Message-class matrix.
Availability SLI definition.
Cross-milestone dependency map.
Decisions log.
Story artifact policy.
CI tiers.

Those artifacts make the plan auditable. A reviewer can trace a story back to a design section, a decision, or a risk.

Where Our Human Team Members Still Matters

Agents can structure the plan, but they cannot own the consequences.

Humans still need to validate:

Whether the 30/40/30 ms E-Stop budget is realistic on actual site networks.
Whether simulated field-device behavior is representative enough before SAT.
Whether the field-device contract will stabilize in time.
Whether Docker Compose per site is operationally sufficient for 99.99 percent availability.
Whether the team has enough Go, ZeroMQ, Watermill, auth, observability, and field deployment experience.
Whether audio/video streaming can remain a placeholder without undermining the release.
Whether the plan’s sequencing fits staffing, procurement, and customer-site constraints.

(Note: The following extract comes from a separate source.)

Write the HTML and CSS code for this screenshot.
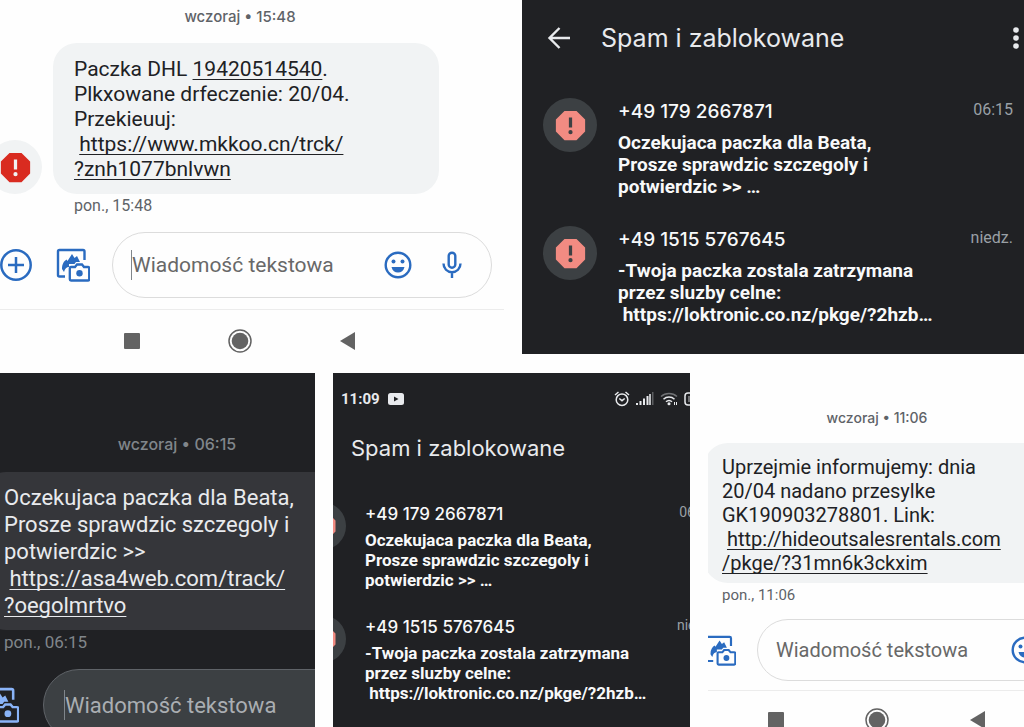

Agentic planning reduces planning labor. It does not remove technical accountability.

A Repeatable Agentic Planning Pattern

The agent-created plan accurately captures that the service is not simply a rewrite from C#/SignalR to Go/ZeroMQ. It is a safety-sensitive architecture migration with strict latency, restart, identity, idempotency, observability, and rollout requirements. It also makes clear where the team can parallelize and where it must serialize work. That is what good agentic project planning should produce. Not a bigger backlog. A clearer one. The following figure shows the steps that led to the final executable plan.

Agentic planning pattern

Agents are most valuable when they help teams preserve architectural intent all the way down to executable work. In this case, the architecture document defined the system. The planning agents turned that definition into delivery structure: milestones, risk controls, quality gates, and release evidence.

That is the difference between an architecture document that is admired and an architecture document that ships.